Тут я почувствовал, что наступил подходящий момент, чтобы сказать главное.

— Спасибо, Таня. Но, видишь ли, врачи находят, что в домашних условиях избавиться от этих заболеваний невозможно. Я еду в Сочи.

— Куда? — тихо переспросила ты.

— В санаторий. Мне дают бесплатную путевку.

— Когда? — сказала ты уже другим, несколько упавшим и уже совсем невиноватым тоном.

— Через несколько дней.

Ты встала и пошла в комнату. Через минуту я услышал, что ты разговариваешь с Машей.

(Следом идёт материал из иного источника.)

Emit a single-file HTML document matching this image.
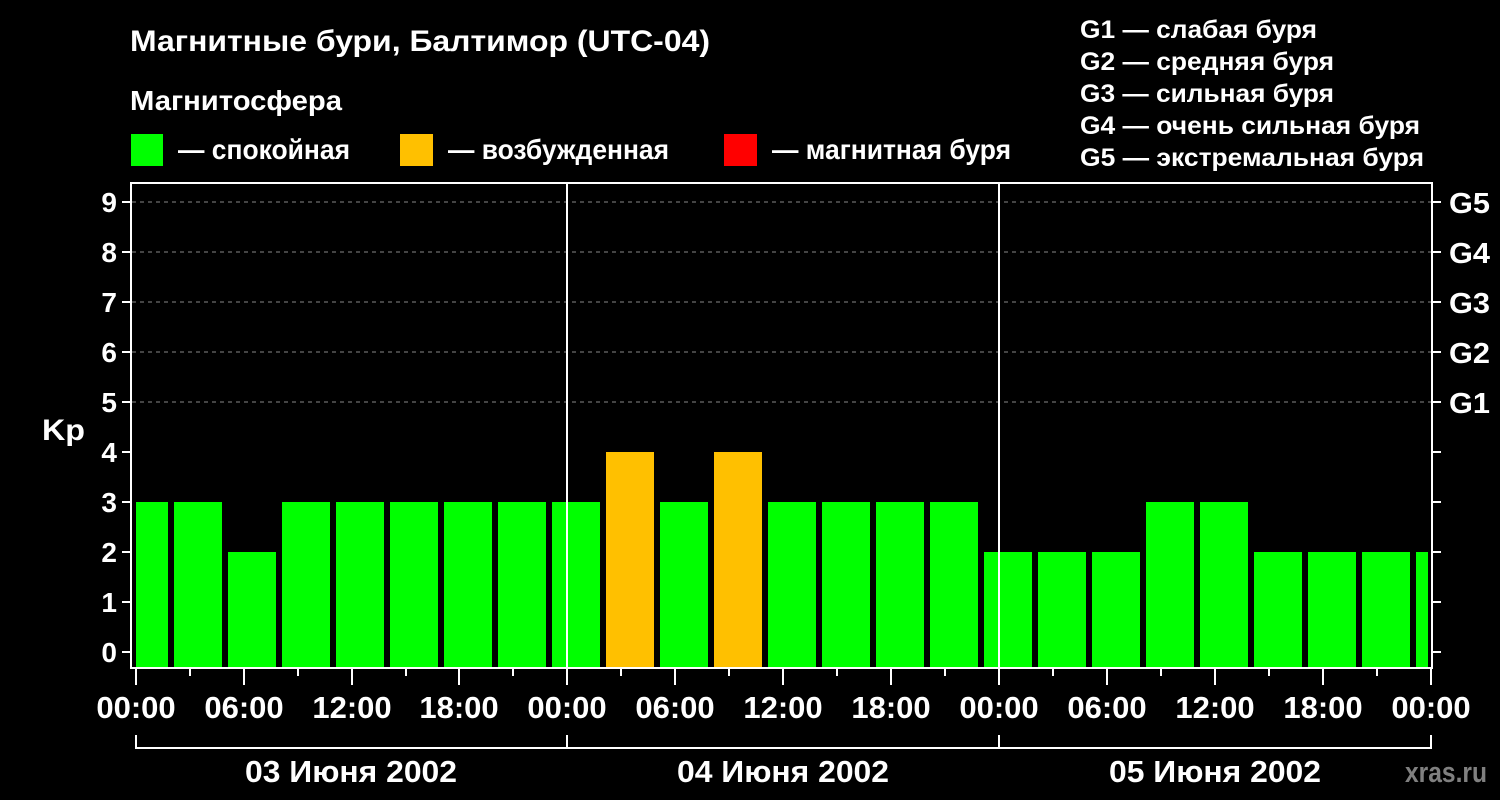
<!DOCTYPE html>
<html><head><meta charset="utf-8"><style>
html,body{margin:0;padding:0;background:#000;width:1500px;height:800px;overflow:hidden}
svg{display:block}
text{font-family:"Liberation Sans",Arial,sans-serif;font-weight:bold;fill:#fff}
</style></head><body>
<svg width="1500" height="800" viewBox="0 0 1500 800" xmlns="http://www.w3.org/2000/svg">
<rect width="1500" height="800" fill="#000"/>
<text x="130" y="51" font-size="30" textLength="580" lengthAdjust="spacingAndGlyphs">Магнитные бури, Балтимор (UTC-04)</text>
<text x="130" y="110" font-size="28" textLength="212" lengthAdjust="spacingAndGlyphs">Магнитосфера</text>
<rect x="131" y="134" width="32" height="32" fill="#00ff00"/>
<text x="178" y="159" font-size="28" textLength="172" lengthAdjust="spacingAndGlyphs">— спокойная</text>
<rect x="400" y="134" width="33" height="32" fill="#ffc000"/>
<text x="448" y="159" font-size="28" textLength="221" lengthAdjust="spacingAndGlyphs">— возбужденная</text>
<rect x="724" y="134" width="33" height="32" fill="#ff0000"/>
<text x="772" y="159" font-size="28" textLength="239" lengthAdjust="spacingAndGlyphs">— магнитная буря</text>
<g font-size="25">
<text x="1080" y="38" textLength="237" lengthAdjust="spacingAndGlyphs">G1 — слабая буря</text>
<text x="1080" y="70" textLength="254" lengthAdjust="spacingAndGlyphs">G2 — средняя буря</text>
<text x="1080" y="102" textLength="254" lengthAdjust="spacingAndGlyphs">G3 — сильная буря</text>
<text x="1080" y="134" textLength="340" lengthAdjust="spacingAndGlyphs">G4 — очень сильная буря</text>
<text x="1080" y="166" textLength="344" lengthAdjust="spacingAndGlyphs">G5 — экстремальная буря</text>
</g>
<g stroke="#888" stroke-width="1" stroke-dasharray="4,4">
<line x1="132" y1="202" x2="1431" y2="202"/>
<line x1="132" y1="252" x2="1431" y2="252"/>
<line x1="132" y1="302" x2="1431" y2="302"/>
<line x1="132" y1="352" x2="1431" y2="352"/>
<line x1="132" y1="402" x2="1431" y2="402"/>
</g>
<g fill="#00ff00">
<rect x="136" y="502" width="32" height="166"/>
<rect x="174" y="502" width="48" height="166"/>
<rect x="228" y="552" width="48" height="116"/>
<rect x="282" y="502" width="48" height="166"/>
<rect x="336" y="502" width="48" height="166"/>
<rect x="390" y="502" width="48" height="166"/>
<rect x="444" y="502" width="48" height="166"/>
<rect x="498" y="502" width="48" height="166"/>
<rect x="552" y="502" width="48" height="166"/>
<rect x="660" y="502" width="48" height="166"/>
<rect x="768" y="502" width="48" height="166"/>
<rect x="822" y="502" width="48" height="166"/>
<rect x="876" y="502" width="48" height="166"/>
<rect x="930" y="502" width="48" height="166"/>
<rect x="984" y="552" width="48" height="116"/>
<rect x="1038" y="552" width="48" height="116"/>
<rect x="1092" y="552" width="48" height="116"/>
<rect x="1146" y="502" width="48" height="166"/>
<rect x="1200" y="502" width="48" height="166"/>
<rect x="1254" y="552" width="48" height="116"/>
<rect x="1308" y="552" width="48" height="116"/>
<rect x="1362" y="552" width="48" height="116"/>
<rect x="1416" y="552" width="12" height="116"/>
</g>
<g fill="#ffc000">
<rect x="606" y="452" width="48" height="216"/>
<rect x="714" y="452" width="48" height="216"/>
</g>
<g stroke="#fff" stroke-width="2" fill="none">
<rect x="131" y="183" width="1301" height="485"/>
<line x1="567" y1="183" x2="567" y2="668"/>
<line x1="999" y1="183" x2="999" y2="668"/>
<path d="M122 202h9M122 252h9M122 302h9M122 352h9M122 402h9M122 452h9M122 502h9M122 552h9M122 602h9M122 652h9"/>
<path d="M1432 202h9M1432 252h9M1432 302h9M1432 352h9M1432 402h9M1432 452h9M1432 502h9M1432 552h9M1432 602h9M1432 652h9"/>
<path d="M136 668v17M244 668v17M352 668v17M459 668v17M567 668v17M675 668v17M783 668v17M891 668v17M999 668v17M1107 668v17M1215 668v17M1323 668v17M1431 668v17"/>
<path d="M190 668v8M298 668v8M406 668v8M513 668v8M621 668v8M729 668v8M837 668v8M945 668v8M1053 668v8M1161 668v8M1269 668v8M1377 668v8"/>
<path d="M136 735v13h1295v-13M567 735v13M999 735v13"/>
</g>
<g font-size="28" text-anchor="end">
<text x="117" y="212">9</text><text x="117" y="262">8</text><text x="117" y="312">7</text>
<text x="117" y="362">6</text><text x="117" y="412">5</text><text x="117" y="462">4</text>
<text x="117" y="512">3</text><text x="117" y="562">2</text><text x="117" y="612">1</text>
<text x="117" y="662">0</text>
</g>
<text x="42" y="440" font-size="30" textLength="43" lengthAdjust="spacingAndGlyphs">Kp</text>
<g font-size="29">
<text x="1449" y="213" textLength="41" lengthAdjust="spacingAndGlyphs">G5</text><text x="1449" y="263" textLength="41" lengthAdjust="spacingAndGlyphs">G4</text><text x="1449" y="313" textLength="41" lengthAdjust="spacingAndGlyphs">G3</text>
<text x="1449" y="363" textLength="41" lengthAdjust="spacingAndGlyphs">G2</text><text x="1449" y="413" textLength="41" lengthAdjust="spacingAndGlyphs">G1</text>
</g>
<g font-size="31" text-anchor="middle">
<text x="136" y="718">00:00</text><text x="244" y="718">06:00</text><text x="352" y="718">12:00</text><text x="459" y="718">18:00</text>
<text x="567" y="718">00:00</text><text x="675" y="718">06:00</text><text x="783" y="718">12:00</text><text x="891" y="718">18:00</text>
<text x="999" y="718">00:00</text><text x="1107" y="718">06:00</text><text x="1215" y="718">12:00</text><text x="1323" y="718">18:00</text>
<text x="1431" y="718">00:00</text>
<text x="351" y="782" textLength="212" lengthAdjust="spacingAndGlyphs">03 Июня 2002</text>
<text x="783" y="782" textLength="212" lengthAdjust="spacingAndGlyphs">04 Июня 2002</text>
<text x="1215" y="782" textLength="212" lengthAdjust="spacingAndGlyphs">05 Июня 2002</text>
</g>
<text x="1405" y="782" font-size="29" style="fill:#808080" textLength="82" lengthAdjust="spacingAndGlyphs">xras.ru</text>
</svg>
</body></html>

— Вот, доченька, бросает нас отец. Отцу наплевать, как мы с тобой останемся тут одни. Ему бы только свое удовольствие справить.

— Послушай, что ты болтаешь? — сказал я. — Я еду лечиться.

— Знаем мы эти лечения! Езжай. Потом я тоже поеду в дом отдыха поправлять нервы.

— Не ругайтесь, — сказала Маша. — Папа, на ручки!

Я взял Машу на руки.

— Удивляюсь тебе, Татьяна, — сказал я. — Минуту назад ты говорила одно, сейчас — другое…

— Что я говорила? — перебила ты меня. — Я говорила, что можно дома…

— Да я от дома и заболел.

— Ты от работы заболел. Оттого, что со своим Вадиком доказать что-то хотите, очень умными себя поставить, — вот отчего. Работали бы, как все, и не было бы никаких переутомлений, это точно.